Buzzwurgatory: Words and phrases we should use more carefully in 2013

Buzzwords are underrated.

A concept often doesn't cohere for people until it's given a name. Web designers had been using CSS media queries and Javascript triggers to present Web pages differently in different contexts well before Ethan Marcotte gave us the term "responsive web design," but the phrase helped the concept to catch fire.

The problem with buzzwords is that they usually have a life cycle. As they become more and more popular, they get applied and misapplied to an ever-widening cluster of concepts, making them more vague than meaningful. This prompts a backlash, and before long, the term can seem outmoded or even wrongheaded.

Take the word "curate," for example, recently hated-on in Jen Doll's guide to 2012's worst words. It's not hard to see why. "Curation," as it's long been known, was a rarefied task, left to experts in museums and galleries. When folks started appropriating the term to describe basic Web behaviors like excerpting and linking, it felt like an abuse of the term. Oh, right, now my cousin's not posting banal links to her Facebook page, she's "curating" her feed.

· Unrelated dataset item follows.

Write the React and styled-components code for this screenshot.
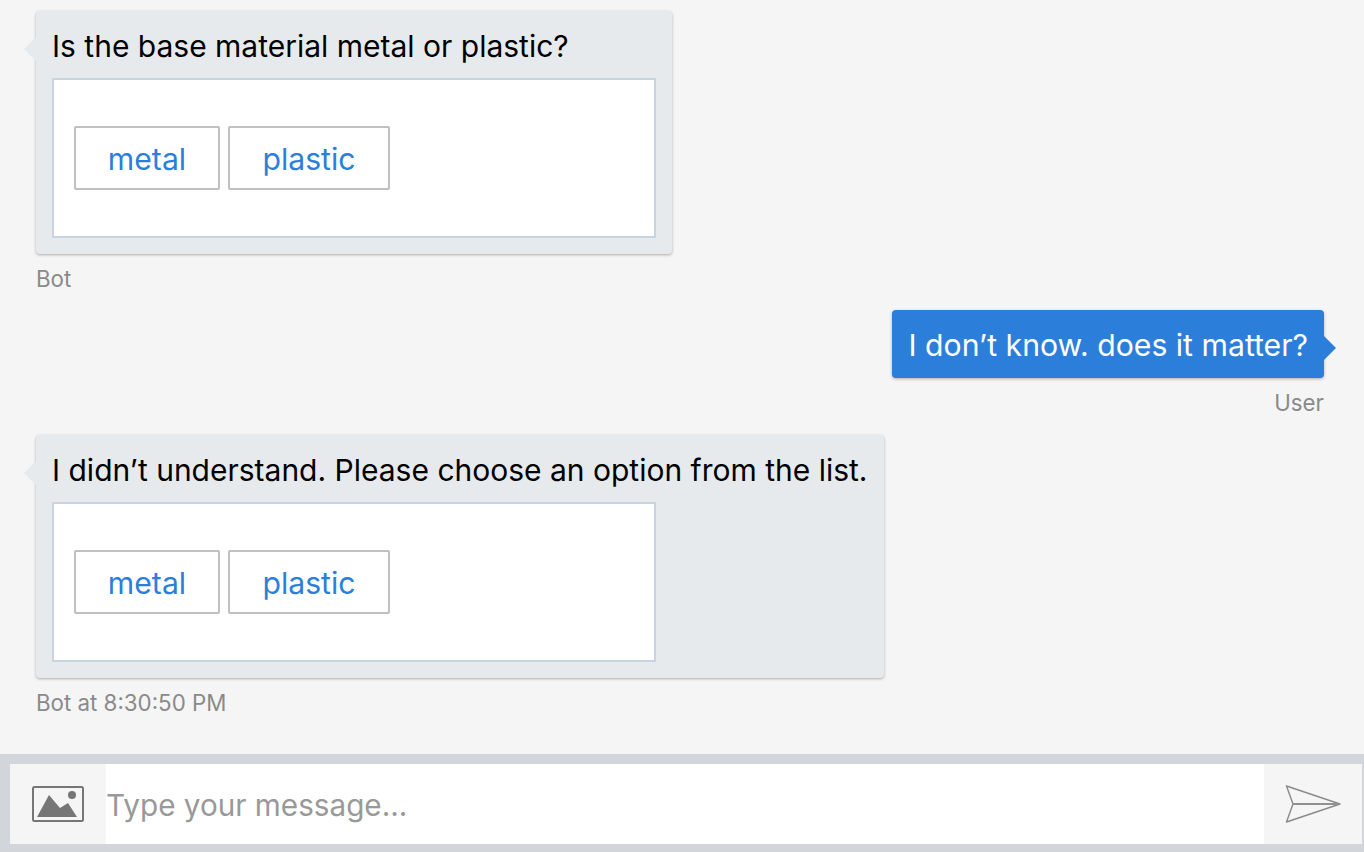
import React from "react";
import styled, { createGlobalStyle } from "styled-components";

const Global = createGlobalStyle`
  html, body { margin: 0; padding: 0; background: #f5f5f5; }
  body { font-family: Inter, "Liberation Sans", sans-serif; overflow: hidden; }
`;

const Page = styled.div`
  width: 1364px;
  height: 852px;
  display: flex;
  flex-direction: column;
  background: #f5f5f5;
`;

const History = styled.div`
  flex: 1;
  display: flex;
  flex-direction: column;
  padding: 11px 40px 0 36px;
`;

const Message = styled.div`
  display: flex;
  flex-direction: column;
  align-items: ${(p) => (p.$user ? "flex-end" : "flex-start")};
  margin-bottom: ${(p) => p.$gap || 0}px;
`;

const Bubble = styled.div`
  position: relative;
  box-sizing: border-box;
  padding: ${(p) => (p.$user ? "16px 16px 14px" : "16px")};
  border-radius: 4px;
  background: ${(p) => (p.$user ? "#2b7fdb" : "#e7eaed")};
  color: ${(p) => (p.$user ? "#fff" : "#000")};
  box-shadow: 0 1px 3px rgba(0, 0, 0, 0.3);
  &::before {
    content: "";
    position: absolute;
    top: 26px;
    ${(p) => (p.$user ? "right: -12px" : "left: -12px")};
    border-top: 12px solid transparent;
    border-bottom: 12px solid transparent;
    ${(p) =>
      p.$user
        ? "border-left: 12px solid #2b7fdb"
        : "border-right: 12px solid #e7eaed"};
  }
`;

const Text = styled.div`
  font-size: ${(p) => (p.$user ? 30.2 : 30)}px;
  line-height: 38px;
  white-space: nowrap;
`;

const Card = styled.div`
  box-sizing: border-box;
  width: 604px;
  height: 160px;
  margin-top: 13px;
  padding: 46px 20px;
  display: flex;
  gap: 8px;
  align-items: flex-start;
  background: #fff;
  border: 2px solid #c8d4e0;
`;

const Choice = styled.button`
  box-sizing: border-box;
  height: 64px;
  width: ${(p) => p.$w}px;
  padding: 2px 0 0;
  background: #fff;
  border: 2px solid #c0c0c0;
  border-radius: 2px;
  color: #2b7fdb;
  font-family: inherit;
  font-size: 30.2px;
  text-align: center;
`;

const Meta = styled.div`
  margin-top: 13px;
  font-size: 22.3px;
  line-height: 24px;
  color: #8a8a8a;
  white-space: nowrap;
`;

const InputBar = styled.div`
  flex: none;
  height: 98px;
  box-sizing: border-box;
  padding: 10px 2px 8px 10px;
  display: flex;
  background: #d2d6db;
`;

const IconSlot = styled.div`
  flex: none;
  width: ${(p) => p.$w}px;
  display: flex;
  align-items: center;
  justify-content: center;
  background: #f5f5f5;
`;

const Field = styled.div`
  flex: 1;
  display: flex;
  align-items: center;
  box-sizing: border-box;
  padding-top: 2px;
  background: #fff;
  color: #999;
  font-size: 29.7px;
`;

const PictureIcon = () => (
  <svg width="52" height="36" viewBox="0 0 52 36">
    <rect x="1" y="1" width="50" height="34" rx="1.5" fill="none" stroke="#767676" strokeWidth="2" />
    <circle cx="40" cy="9" r="4" fill="#767676" />
    <path d="M5 31 L17 9 L28 22 L36 17 L45 31 Z" fill="#767676" />
  </svg>
);

const SendIcon = () => (
  <svg width="56" height="38" viewBox="0 0 56 38">
    <path d="M1.5 1 L55 19 L1.5 37 L8 19 Z" fill="none" stroke="#8a8a8a" strokeWidth="1.4" strokeLinejoin="round" />
    <path d="M8 19 H55" stroke="#909090" strokeWidth="2" />
  </svg>
);

const Choices = () => (
  <Card>
    <Choice $w={146}>metal</Choice>
    <Choice $w={162}>plastic</Choice>
  </Card>
);

export default function App() {
  return (
    <Page>
      <Global />
      <History>
        <Message $gap={19}>
          <Bubble>
            <Text>Is the base material metal or plastic?</Text>
            <Choices />
          </Bubble>
          <Meta>Bot</Meta>
        </Message>
        <Message $user $gap={20}>
          <Bubble $user>
            <Text $user>I don’t know. does it matter?</Text>
          </Bubble>
          <Meta>User</Meta>
        </Message>
        <Message>
          <Bubble>
            <Text>I didn’t understand. Please choose an option from the list.</Text>
            <Choices />
          </Bubble>
          <Meta>Bot at 8:30:50 PM</Meta>
        </Message>
      </History>
      <InputBar>
        <IconSlot $w={96}>
          <PictureIcon />
        </IconSlot>
        <Field>Type your message...</Field>
        <IconSlot $w={98}>
          <SendIcon />
        </IconSlot>
      </InputBar>
    </Page>
  );
}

The thing is, it's actually useful to think of the work folks like Maria Popova do in terms of classic curation. If you want to argue that point, first you have to read Erin Kissane's wonderful five-part epic on the subject of curation, which involves, in part, hearing from actual curators describing aspects of their work. The fact that "curation" has become a buzzword now tends to overshadow the fact that many genuine, longstanding principles and lessons of curation can helpfully be applied to the work many journalists do online.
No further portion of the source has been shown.